The cell-free future comes in layers
The fourth LRC summer school focuses on engineering sciences.
The fourth summer school for the young scientists of the LRC took place from April 03 to 05, 2019 in Dresden. Julian Thiele and his team at the Leibniz Institute of Polymer Research (Leibniz-IPF) organized the event.
The LRC junior research group "Synthetic Polymer Microreactors" in Dresden, led by Julian Thiele, is primarily focused on the additive production of microfluidic flow cells using modern 3D printing technologies and on the design of multifunctional polymers and hydrogels for cell-free biotechnology.

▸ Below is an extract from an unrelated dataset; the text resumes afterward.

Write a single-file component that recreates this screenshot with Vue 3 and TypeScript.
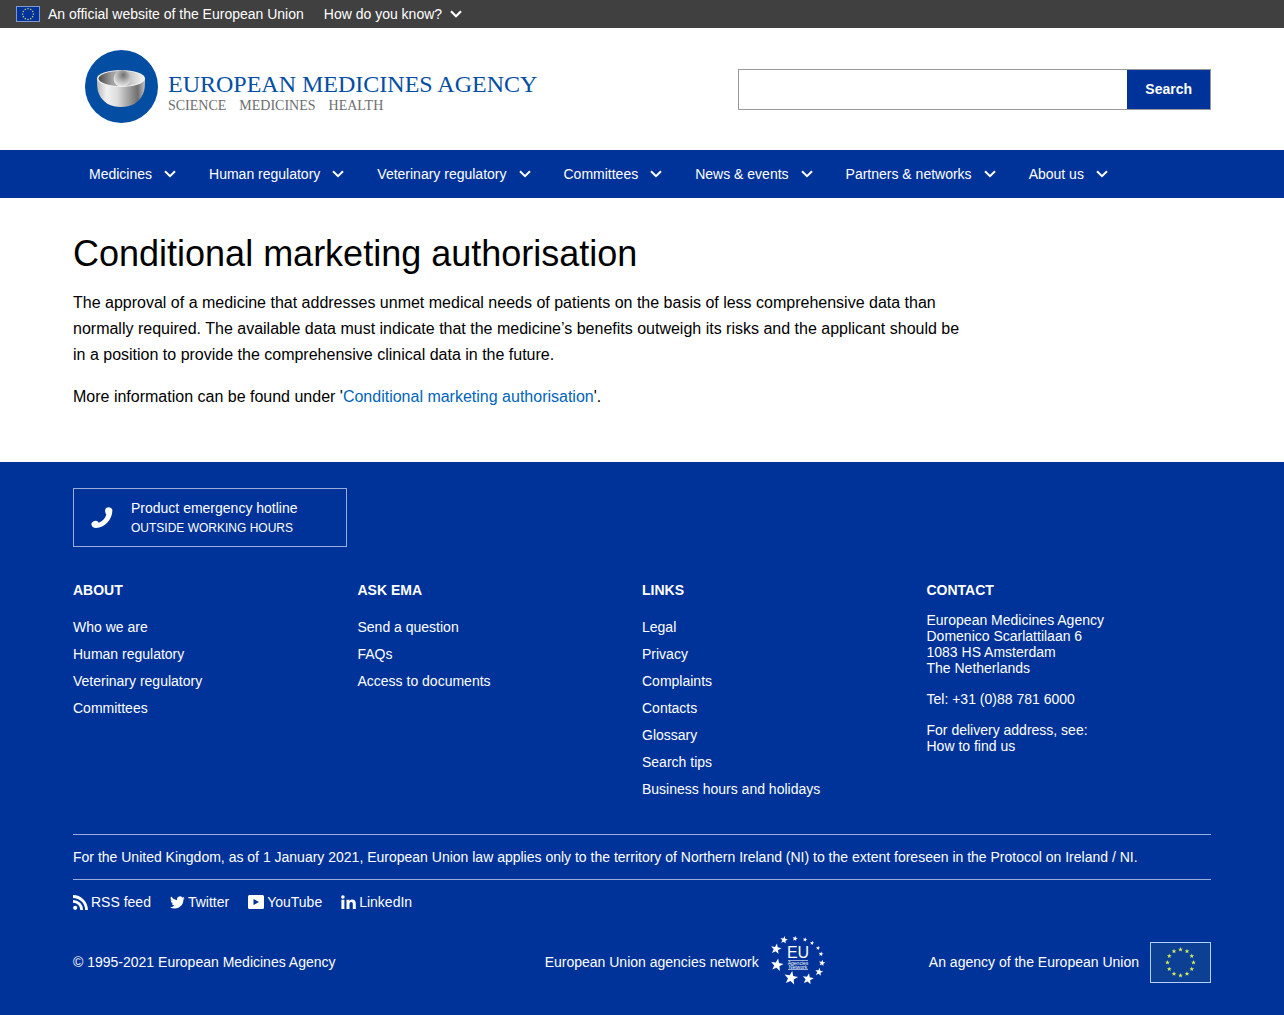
<script setup lang="ts">
interface Star {
  x: number
  y: number
  r: number
}

interface LinkColumn {
  title: string
  links: string[]
}

const menu: string[] = [
  'Medicines',
  'Human regulatory',
  'Veterinary regulatory',
  'Committees',
  'News & events',
  'Partners & networks',
  'About us',
]

const columns: LinkColumn[] = [
  { title: 'About', links: ['Who we are', 'Human regulatory', 'Veterinary regulatory', 'Committees'] },
  { title: 'Ask EMA', links: ['Send a question', 'FAQs', 'Access to documents'] },
  {
    title: 'Links',
    links: ['Legal', 'Privacy', 'Complaints', 'Contacts', 'Glossary', 'Search tips', 'Business hours and holidays'],
  },
]

function starPoints(s: Star, tilt = 0): string {
  return Array.from({ length: 10 }, (_, i) => {
    const radius = i % 2 === 0 ? s.r : s.r * 0.42
    const angle = ((i * 36 - 90 + tilt) * Math.PI) / 180
    return `${(s.x + radius * Math.cos(angle)).toFixed(2)},${(s.y + radius * Math.sin(angle)).toFixed(2)}`
  }).join(' ')
}

function ring(cx: number, cy: number, distance: number, r: number): Star[] {
  return Array.from({ length: 12 }, (_, i) => {
    const angle = (i * Math.PI) / 6
    return { x: cx + distance * Math.sin(angle), y: cy - distance * Math.cos(angle), r }
  })
}

const smallFlag = ring(12, 8, 5.4, 1.1)
const largeFlag = ring(30.5, 20.5, 13, 2.5)

// The network emblem's stars shrink clockwise from the lower left.
const networkStars: Star[] = [
  { x: 6, y: 13, r: 5.6 },
  { x: 14, y: 4, r: 4 },
  { x: 25, y: 2.6, r: 2.8 },
  { x: 35, y: 3.6, r: 2.4 },
  { x: 42, y: 7, r: 2.2 },
  { x: 48, y: 12, r: 2.2 },
  { x: 51, y: 18, r: 2.6 },
  { x: 52, y: 27, r: 3.4 },
  { x: 49, y: 36, r: 4.2 },
  { x: 38, y: 43, r: 5.8 },
  { x: 21, y: 42, r: 7.2 },
  { x: 7, y: 29, r: 6.6 },
]
</script>

<template>
  <div class="page">
    <div class="globan">
      <svg class="globan-flag" width="24" height="16" viewBox="0 0 24 16" aria-hidden="true">
        <rect x="0.5" y="0.5" width="23" height="15" fill="#039" stroke="#7f99cc" />
        <polygon v-for="(s, i) in smallFlag" :key="i" :points="starPoints(s)" fill="#e8e86a" />
      </svg>
      <span>An official website of the European Union</span>
      <button type="button" class="know">
        How do you know?
        <svg width="12" height="8" viewBox="0 0 12 8" aria-hidden="true">
          <path d="M1 1.2 6 6.2 11 1.2" fill="none" stroke="currentColor" stroke-width="2.2" />
        </svg>
      </button>
    </div>

    <header class="header container">
      <a class="logo" href="#">
        <svg width="73" height="73" viewBox="0 0 73 73" aria-hidden="true">
          <defs>
            <linearGradient id="bowl" x1="0" x2="1">
              <stop offset="0" stop-color="#b9b9b9" />
              <stop offset="0.2" stop-color="#f1f1f1" />
              <stop offset="0.42" stop-color="#dedede" />
              <stop offset="0.85" stop-color="#6f6f6f" />
              <stop offset="1" stop-color="#c4c4c4" />
            </linearGradient>
            <linearGradient id="hollow" x1="0" x2="1">
              <stop offset="0" stop-color="#4c4c4c" />
              <stop offset="0.3" stop-color="#a0a0a0" />
              <stop offset="0.65" stop-color="#bdbdbd" />
              <stop offset="1" stop-color="#f4f4f4" />
            </linearGradient>
            <radialGradient id="ball" cx="0.58" cy="0.3" r="0.7">
              <stop offset="0" stop-color="#6e6e6e" />
              <stop offset="0.5" stop-color="#b4b4b4" />
              <stop offset="1" stop-color="#ededed" />
            </radialGradient>
          </defs>
          <circle cx="36.5" cy="36.5" r="36.5" fill="#034ea2" />
          <path d="M12 28C12 34 12 40 14 44C18 53 26 57 36 57S54 53 58 44C60 40 60 34 60 28Z" fill="url(#bowl)" />
          <ellipse cx="36" cy="28.5" rx="24" ry="8.5" fill="#f2f2f2" />
          <ellipse cx="36" cy="28.5" rx="22.5" ry="7.5" fill="url(#hollow)" />
          <circle cx="37" cy="28.5" r="8.5" fill="url(#ball)" />
        </svg>
        <span class="wordmark">
          <span class="agency">EUROPEAN MEDICINES AGENCY</span>
          <span class="tagline"><span>SCIENCE</span><span>MEDICINES</span><span>HEALTH</span></span>
        </span>
      </a>
      <form class="search" role="search" @submit.prevent>
        <input type="search" aria-label="Search" />
        <button type="submit">Search</button>
      </form>
    </header>

    <nav class="nav">
      <div class="nav-items container">
        <button v-for="item in menu" :key="item" type="button">
          {{ item }}
          <svg width="12" height="8" viewBox="0 0 12 8" aria-hidden="true">
            <path d="M1 1.2 6 6.2 11 1.2" fill="none" stroke="currentColor" stroke-width="2" />
          </svg>
        </button>
      </div>
    </nav>

    <main class="main container">
      <h1>Conditional marketing authorisation</h1>
      <p>
        The approval of a medicine that addresses unmet medical needs of patients on the basis of less comprehensive
        data than normally required. The available data must indicate that the medicine’s benefits outweigh its risks
        and the applicant should be in a position to provide the comprehensive clinical data in the future.
      </p>
      <p>More information can be found under '<a href="#">Conditional marketing authorisation</a>'.</p>
    </main>

    <footer class="footer">
      <div class="container">
        <a class="hotline" href="#">
          <svg width="22" height="22" viewBox="0 0 22 22" aria-hidden="true">
            <path
              fill="#fff"
              d="M15.5 .7C17.6-.6 20.8.5 21.3 2.700 22 11.500 14 21 5 21 2.500 21 .4 19.300.4 16.900.5 14.500 4.800 12.900 6.600 14.300L7.700 15.700C11 14.500 14.200 11.500 15.300 7.700L14.500 6C13.700 4 14 1.700 15.500.7Z"
            />
          </svg>
          <span class="hotline-text">
            <span>Product emergency hotline</span>
            <small>OUTSIDE WORKING HOURS</small>
          </span>
        </a>

        <div class="columns">
          <section v-for="column in columns" :key="column.title">
            <h2>{{ column.title }}</h2>
            <ul>
              <li v-for="link in column.links" :key="link"><a href="#">{{ link }}</a></li>
            </ul>
          </section>
          <section>
            <h2>Contact</h2>
            <address>
              <p>
                European Medicines Agency<br />Domenico Scarlattilaan 6<br />1083 HS Amsterdam<br />The Netherlands
              </p>
              <p>Tel: +31 (0)88 781 6000</p>
              <p>For delivery address, see:<br /><a href="#">How to find us</a></p>
            </address>
          </section>
        </div>

        <p class="notice">
          For the United Kingdom, as of 1 January 2021, European Union law applies only to the territory of Northern
          Ireland (NI) to the extent foreseen in the Protocol on Ireland / NI.
        </p>

        <div class="social">
          <a href="#">
            <svg width="15" height="15" viewBox="0 0 15 15" aria-hidden="true">
              <circle cx="2.2" cy="12.8" r="2.1" fill="#fff" />
              <path
                d="M0 6.3A8.7 8.7 0 0 1 8.7 15M0 1.5A13.5 13.5 0 0 1 13.5 15"
                fill="none"
                stroke="#fff"
                stroke-width="2.8"
              />
            </svg>
            RSS feed
          </a>
          <a href="#">
            <svg width="15" height="15" viewBox="0 0 24 24" aria-hidden="true">
              <path
                fill="#fff"
                d="M23.500 4.600a10 10 0 0 1-2.800.8 5 5 0 0 0 2.100-2.700c-.9.500-2 1-3.100 1.200a4.900 4.900 0 0 0-8.400 4.500A14 14 0 0 1 1.700 2.500a4.900 4.900 0 0 0 1.500 6.500 4.900 4.900 0 0 1-2.200-.6v.1a4.900 4.900 0 0 0 3.900 4.800 5 5 0 0 1-2.200.1 4.900 4.900 0 0 0 4.600 3.400A9.900 9.900 0 0 1 0 19.500a13.900 13.900 0 0 0 7.500 2.200c9.100 0 14.300-7.700 14-14.600A10 10 0 0 0 23.500 4.600Z"
              />
            </svg>
            Twitter
          </a>
          <a href="#">
            <svg width="16" height="14" viewBox="0 0 16 14" aria-hidden="true">
              <path
                fill="#fff"
                fill-rule="evenodd"
                d="M1.500 0h13A1.500 1.500 0 0 1 16 1.500v11a1.500 1.500 0 0 1-1.500 1.500h-13A1.500 1.500 0 0 1 0 12.500v-11A1.500 1.500 0 0 1 1.500 0ZM5.500 4v6L11 7Z"
              />
            </svg>
            YouTube
          </a>
          <a href="#">
            <svg width="15" height="14" viewBox="0 0 15 14" aria-hidden="true">
              <circle cx="1.900" cy="2" r="1.800" fill="#fff" />
              <path
                fill="#fff"
                d="M.4 4.800h3V14h-3ZM5.500 4.800h2.900v1.300C9 5.100 10 4.500 11.300 4.500c2.700 0 3.500 1.700 3.500 4.200V14h-3V9.300c0-1.200-.1-2.400-1.600-2.400S8.500 8 8.500 9.200V14h-3Z"
              />
            </svg>
            LinkedIn
          </a>
        </div>

        <div class="bottom">
          <span>© 1995-2021 European Medicines Agency</span>
          <a class="network" href="#">
            European Union agencies network
            <svg width="56" height="52" viewBox="0 0 56 52" aria-hidden="true">
              <polygon v-for="(s, i) in networkStars" :key="i" :points="starPoints(s, 10)" fill="#fff" />
              <text class="emblem-title" x="28" y="22" text-anchor="middle">EU</text>
              <path d="M18 24.500H38M18 33.500H38" stroke="#fff" stroke-opacity="0.6" />
              <text class="emblem-text" text-anchor="middle">
                <tspan x="28" y="29">Agencies</tspan>
                <tspan x="28" y="33">Network</tspan>
              </text>
            </svg>
          </a>
          <a class="union" href="#">
            An agency of the European Union
            <svg width="61" height="41" viewBox="0 0 61 41" aria-hidden="true">
              <rect x="0.500" y="0.500" width="60" height="40" fill="#0c4095" stroke="#b5d0f5" />
              <polygon v-for="(s, i) in largeFlag" :key="i" :points="starPoints(s)" fill="#d9ed5c" />
            </svg>
          </a>
        </div>
      </div>
    </footer>
  </div>
</template>

<style>
body {
  margin: 0;
}
</style>

<style scoped>
.page {
  display: flex;
  flex-direction: column;
  min-height: 100vh;
  background: #fff;
  color: #000;
  font: 14px/16px 'Liberation Sans', Arial, sans-serif;
}

.page *,
.page {
  box-sizing: border-box;
}

.container {
  width: calc(100% - 32px);
  max-width: 1138px;
  margin: 0 auto;
}

svg {
  flex: none;
}

button,
input {
  font: inherit;
}

button {
  border: 0;
  background: none;
  color: inherit;
  cursor: pointer;
}

.globan {
  display: flex;
  align-items: center;
  padding: 6px 16px;
  background: #404040;
  color: #fff;
}

.globan-flag {
  margin-right: 8px;
}

.know {
  display: flex;
  align-items: center;
  gap: 8px;
  margin-left: 20px;
  padding: 0;
}

.header {
  display: flex;
  align-items: center;
  justify-content: space-between;
  padding: 22px 0 27px;
}

.logo {
  display: flex;
  align-items: center;
  gap: 10px;
  margin-left: 12px;
  font-family: 'Liberation Serif', 'Times New Roman', serif;
  text-decoration: none;
}

.wordmark {
  display: flex;
  flex-direction: column;
  padding-top: 14px;
}

.agency {
  color: #034ea2;
  font-size: 24px;
  line-height: 24px;
  white-space: nowrap;
}

.tagline {
  display: flex;
  gap: 13px;
  color: #6d6e70;
  font-size: 14px;
  line-height: 20px;
}

.search {
  display: flex;
  width: 473px;
  height: 41px;
  margin-top: 5px;
  border: 1px solid #999;
}

.search input {
  flex: 1;
  min-width: 0;
  padding: 0 12px;
  border: 0;
  outline: 0;
}

.search button {
  padding: 0 18px;
  background: #039;
  color: #fff;
  font-weight: bold;
}

.nav {
  background: #039;
  color: #fff;
}

.nav-items {
  display: flex;
  flex-wrap: wrap;
  column-gap: 1px;
}

.nav-items button {
  display: flex;
  align-items: center;
  gap: 12px;
  padding: 16px;
}

.main {
  padding: 36px 0 52px;
}

.main h1 {
  margin: 0 0 16px;
  font-size: 36px;
  font-weight: normal;
  line-height: 40px;
}

.main p {
  max-width: 890px;
  margin: 0 0 16px;
  font-size: 16px;
  line-height: 26px;
}

.main p:last-child {
  margin-bottom: 0;
}

.main a {
  color: #0065bd;
  text-decoration: none;
}

.footer {
  flex: 1;
  padding: 26px 0 24px;
  background: #039;
  color: #fff;
}

.footer a {
  color: inherit;
  text-decoration: none;
}

.hotline {
  display: flex;
  align-items: center;
  gap: 18px;
  width: 274px;
  padding: 9px 17px 8px;
  border: 1px solid #99add6;
}

.hotline-text {
  display: flex;
  flex-direction: column;
  line-height: 20px;
}

.hotline-text small {
  font-size: 12px;
}

.columns {
  display: grid;
  grid-template-columns: repeat(4, 1fr);
  padding: 35px 0 37px;
}

.columns h2 {
  margin: 0 0 14px;
  font-size: 14px;
  line-height: 16px;
  text-transform: uppercase;
}

.columns ul {
  display: flex;
  flex-direction: column;
  gap: 11px;
  margin: 0;
  padding: 7px 0 0;
  list-style: none;
}

address {
  font-style: normal;
}

address p {
  margin: 0 0 15px;
}

.notice {
  margin: 0;
  padding: 14px 0;
  border-top: 1px solid #99add6;
  border-bottom: 1px solid #99add6;
}

.social {
  display: flex;
  gap: 19px;
  padding: 14px 0 26px;
}

.social a {
  display: flex;
  align-items: center;
  gap: 3px;
}

.bottom {
  display: grid;
  grid-template-columns: repeat(3, 1fr);
  align-items: center;
}

.network,
.union {
  display: flex;
  align-items: center;
  justify-content: flex-end;
  gap: 11px;
}

.network {
  padding-right: 6px;
}

.emblem-title,
.emblem-text {
  fill: #fff;
  font-family: 'Liberation Sans Narrow', 'Liberation Sans', sans-serif;
}

.emblem-title {
  font-size: 16px;
}

.emblem-text {
  font-size: 5px;
}
</style>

This year's summer school focused on the production of microfluidic chips using conventional technologies such as photo and soft lithography on the one hand and the latest 3D printing techniques on the other. "This impressively showed me the advantages of 3D printing, such as higher resolution and better material properties, e.g. smooth surfaces," says Johann Kufs, biotechnologist and doctoral student at Leibniz-HKI Jena. Biochemist Eugen Schell from Leibniz-IPB Halle, who has only been working in the Leibniz Research Cluster for six months, also benefited from the summer school in Dresden: "I can now better assess the possibilities, but also the limits, of these technologies. He also took the opportunity to talk to colleagues from other groups.
Furthermore, with the help of microfluidic structures, the participants were able to control the formation of droplets from hydrogels to which enzymes were later immobilised, a fundamental prerequisite for the LRC's declared goal of catalysing biosynthetic reactions outside living cells. Sandra Höfgen, a biochemist at Leibniz-HKI Jena, provided the enzymes for this experiment. For her, the Dresden Summer School was a very good continuation of the Dortmund Summer School 2017.
The doctoral student Xiong Xinhong from the Leibniz Institute for New Materials (Leibniz-INM) appreciates this year's summer school above all because of her insights into microfluidics: "I was particularly impressed by the production of the hydrogel particles with the help of a microfluidic reactor. For me as a materials scientist, it was extremely helpful to be able to immobilize proteins on the hydrogel particles myself. The resulting discussions with the biochemically trained participants of Leibniz-HKI Jena and Leibniz-IPB Halle fundamentally improved my understanding of proteins and I can now use this to overcome some hurdles in my own immobilization approach".
Before the SummerSchool 2019, all junior research group leaders and postdocs met in a progress workshop to discuss the state of technology achieved in the respective groups and to evaluate joint approaches on this basis. The common goal of the LRC, to create the scientific basis for the cell-free production of active substances will be fulfilled, and all partners aim to continue the hitherto so successful cooperation even beyond the LRC-funding time.
The next summer school is expected to take place in September 2019 at the Leibniz-INM in Saarbrücken. The participants will design complex structures consisting of a structured surface with geometrically arranged hollow columns (channels) and a soft actuator system that can switch these channels. This includes (1) the presentation of different actuator materials, such as smart hydrogels, liquid crystal elastomers, magnetic composites, (2) the study of boundary layer adhesion between different materials, and (3) the investigation of meso/micro fabrication technologies.